Note that the desired region might not be first in line on the thread which allocates the desired object. You might need to spray a bunch of allocations on that thread in order to catch the freed placeholder. Filling holes before allocating the placeholders can help prevent this issue.

Getting this right can be really complicated and is going to be very specific to your target, your vulnerability and the gadgets and primitives you find.

One thing to remember is that on jemalloc, the regions for your overflowable and gadget objects will be of the same size – the maximum size of this particular bin. This might be larger than the objects themselves, so when you overflow from your overflowable buffer, you need to pad that overflow with the difference between the overflowable object’s size and the bin size before you overflow any gadget object data.

On dlmalloc, the objects are directly after one another, except for the metadata between them.

On jemalloc it is possible that the threads that are involved in your exploitation are not assigned to the same arena. This can be problematic if, for example, you need to allocate contiguous regions in different threads.

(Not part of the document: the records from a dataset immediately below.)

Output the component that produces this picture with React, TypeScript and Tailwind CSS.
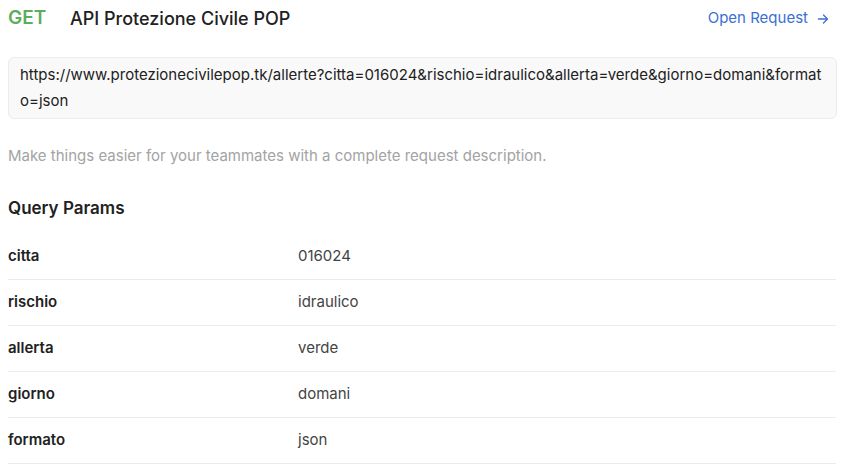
const params = [
  { key: "citta", value: "016024" },
  { key: "rischio", value: "idraulico" },
  { key: "allerta", value: "verde" },
  { key: "giorno", value: "domani" },
  { key: "formato", value: "json" },
];

export default function App() {
  return (
    <main className="min-h-screen bg-white pl-2 pr-[5px] font-['Inter',sans-serif] text-[#212121]">
      {/* header */}
      <header className="flex h-[37px] items-center justify-between">
        <div className="flex items-center">
          <span className="w-[62px] text-[19px] font-semibold text-[#5cad5c]">GET</span>
          <h1 className="text-[18px] font-medium">API Protezione Civile POP</h1>
        </div>
        <a className="mr-[8px] flex items-center gap-[9px] text-[15px] text-[#3b6fd2]" href="#">
          Open Request
          <svg width="12" height="12" viewBox="0 0 12 12" fill="none" stroke="currentColor" strokeWidth="1.3" strokeLinecap="round" strokeLinejoin="round">
            <path d="M1.5 6h9M6.5 2l4 4-4 4" />
          </svg>
        </a>
      </header>

      <div className="mt-[20px] rounded-md border border-[#ececec] bg-[#f9f9f9] px-[11px] py-[4px] text-[15px] leading-[26px] break-all">
        https://www.protezionecivilepop.tk/allerte?citta=016024&amp;rischio=idraulico&amp;allerta=verde&amp;giorno=domani&amp;formato=json
      </div>

      <p className="mt-[26px] text-[15px] text-[#a3a3a3]">
        Make things easier for your teammates with a complete request description.
      </p>

      <h2 className="mt-[28px] text-[17px] font-semibold">Query Params</h2>

      <div className="mt-[13px] mr-[1px]">
        {params.map((p) => (
          <div key={p.key} className="grid h-[46px] grid-cols-[290px_1fr] items-center border-b border-[#ebebeb] text-[15px]">
            <span className="font-semibold">{p.key}</span>
            <span className="text-[#444]">{p.value}</span>
          </div>
        ))}
      </div>
    </main>
  );
}
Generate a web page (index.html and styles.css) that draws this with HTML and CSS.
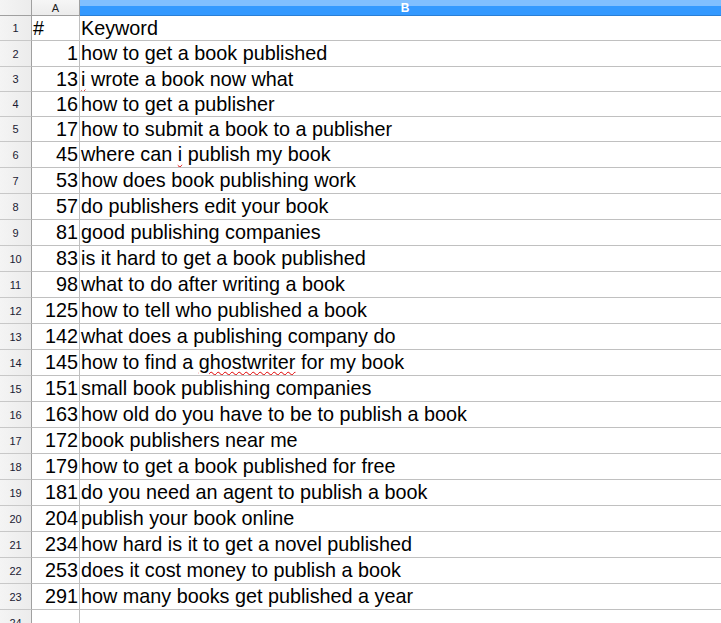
FILE: index.html
```html
<!DOCTYPE html>
<html lang="en">
<head>
  <meta charset="UTF-8" />
  <title>Keywords</title>
  <link rel="stylesheet" href="styles.css">
</head>
<body>
  <div class="sheet">
    <div class="row head">
      <div class="rh corner"></div>
      <div class="ch">A</div>
      <div class="ch sel">B</div>
    </div>

    <div class="row first"><div class="rh">1</div><div class="cell">#</div><div class="cell">Keyword</div></div>
    <div class="row"><div class="rh">2</div><div class="cell num">1</div><div class="cell">how to get a book published</div></div>
    <div class="row short"><div class="rh">3</div><div class="cell num">13</div><div class="cell"><span class="typo">i</span> wrote a book now what</div></div>
    <div class="row short"><div class="rh">4</div><div class="cell num">16</div><div class="cell">how to get a publisher</div></div>
    <div class="row short"><div class="rh">5</div><div class="cell num">17</div><div class="cell">how to submit a book to a publisher</div></div>
    <div class="row"><div class="rh">6</div><div class="cell num">45</div><div class="cell">where can <span class="typo">i</span> publish my book</div></div>
    <div class="row"><div class="rh">7</div><div class="cell num">53</div><div class="cell">how does book publishing work</div></div>
    <div class="row"><div class="rh">8</div><div class="cell num">57</div><div class="cell">do publishers edit your book</div></div>
    <div class="row"><div class="rh">9</div><div class="cell num">81</div><div class="cell">good publishing companies</div></div>
    <div class="row"><div class="rh">10</div><div class="cell num">83</div><div class="cell">is it hard to get a book published</div></div>
    <div class="row"><div class="rh">11</div><div class="cell num">98</div><div class="cell">what to do after writing a book</div></div>
    <div class="row"><div class="rh">12</div><div class="cell num">125</div><div class="cell">how to tell who published a book</div></div>
    <div class="row"><div class="rh">13</div><div class="cell num">142</div><div class="cell">what does a publishing company do</div></div>
    <div class="row"><div class="rh">14</div><div class="cell num">145</div><div class="cell">how to find a <span class="typo">ghostwriter</span> for my book</div></div>
    <div class="row"><div class="rh">15</div><div class="cell num">151</div><div class="cell">small book publishing companies</div></div>
    <div class="row"><div class="rh">16</div><div class="cell num">163</div><div class="cell">how old do you have to be to publish a book</div></div>
    <div class="row"><div class="rh">17</div><div class="cell num">172</div><div class="cell">book publishers near me</div></div>
    <div class="row"><div class="rh">18</div><div class="cell num">179</div><div class="cell">how to get a book published for free</div></div>
    <div class="row"><div class="rh">19</div><div class="cell num">181</div><div class="cell">do you need an agent to publish a book</div></div>
    <div class="row"><div class="rh">20</div><div class="cell num">204</div><div class="cell">publish your book online</div></div>
    <div class="row"><div class="rh">21</div><div class="cell num">234</div><div class="cell">how hard is it to get a novel published</div></div>
    <div class="row"><div class="rh">22</div><div class="cell num">253</div><div class="cell">does it cost money to publish a book</div></div>
    <div class="row"><div class="rh">23</div><div class="cell num">291</div><div class="cell">how many books get published a year</div></div>
    <div class="row"><div class="rh">24</div><div class="cell num"></div><div class="cell"></div></div>
  </div>
</body>
</html>
```

FILE: styles.css
```css
body {
  margin: 0;
  background: #fff;
  font-family: 'Liberation Sans', Arial, sans-serif;
  overflow: hidden;
}
.sheet {
  width: 721px;
}
.row {
  display: grid;
  grid-template-columns: 32px 48px 1fr;
  height: 26px;
  box-sizing: border-box;
}
.row.first,
.row.short {
  height: 25px;
}
.row.head {
  height: 16px;
}
.rh {
  background: linear-gradient(to right, #f4f4f4, #ececec);
  border-right: 1px solid #a0a0a0;
  border-bottom: 1px solid #c8c8c8;
  font-size: 11px;
  color: #1a1a33;
  display: flex;
  align-items: center;
  justify-content: center;
  box-sizing: border-box;
}
.head .rh,
.ch {
  border-bottom: 1px solid #a0a0a0;
}
.ch {
  background: linear-gradient(#f6f6f6, #ececec);
  border-right: 1px solid #a0a0a0;
  font-size: 11px;
  color: #222;
  display: flex;
  align-items: center;
  justify-content: center;
  box-sizing: border-box;
}
.ch.sel {
  background: linear-gradient(#80bfff 0, #80bfff 6px, #3399ff 6px, #3399ff 100%);
  border-right: none;
  border-bottom: 1px solid #2a7fd6;
  color: #fff;
  font-weight: bold;
  font-size: 12px;
  padding-left: 9px;
}
.cell {
  border-right: 1px solid #c0c0c0;
  border-bottom: 1px solid #c0c0c0;
  font-size: 19.8px;
  color: #000;
  padding: 1px 1px 0 1px;
  line-height: 23px;
  white-space: nowrap;
  overflow: hidden;
  box-sizing: border-box;
}
.cell.num {
  text-align: right;
}
.cell:last-child {
  border-right: none;
}
.typo {
  text-decoration: underline wavy #e00000;
  text-decoration-thickness: 1px;
  text-underline-offset: 2px;
}
```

Arena selection is supposed to use a round-robin approach, but in reality it will always allocate a new thread to the arena with the least threads assigned. If you can create and destroy threads somehow, before your overflow, you can do the following:

First add a whole bunch of threads to the system, say 30 threads. They will be spread evenly across the two arenas. Now destroy every second thread you created, causing one arena to have 15 threads and the other 0. Now allocate your exploitation threads. Up to 15 of them will be allocated in the same arena.

That’s about all I’ve got for you guys. I hope that I’ve given you a foundation in understanding how the Android libc allocators work, and that you’ve heard some tips regarding how to successfully exploit heap vulnerabilities on Android.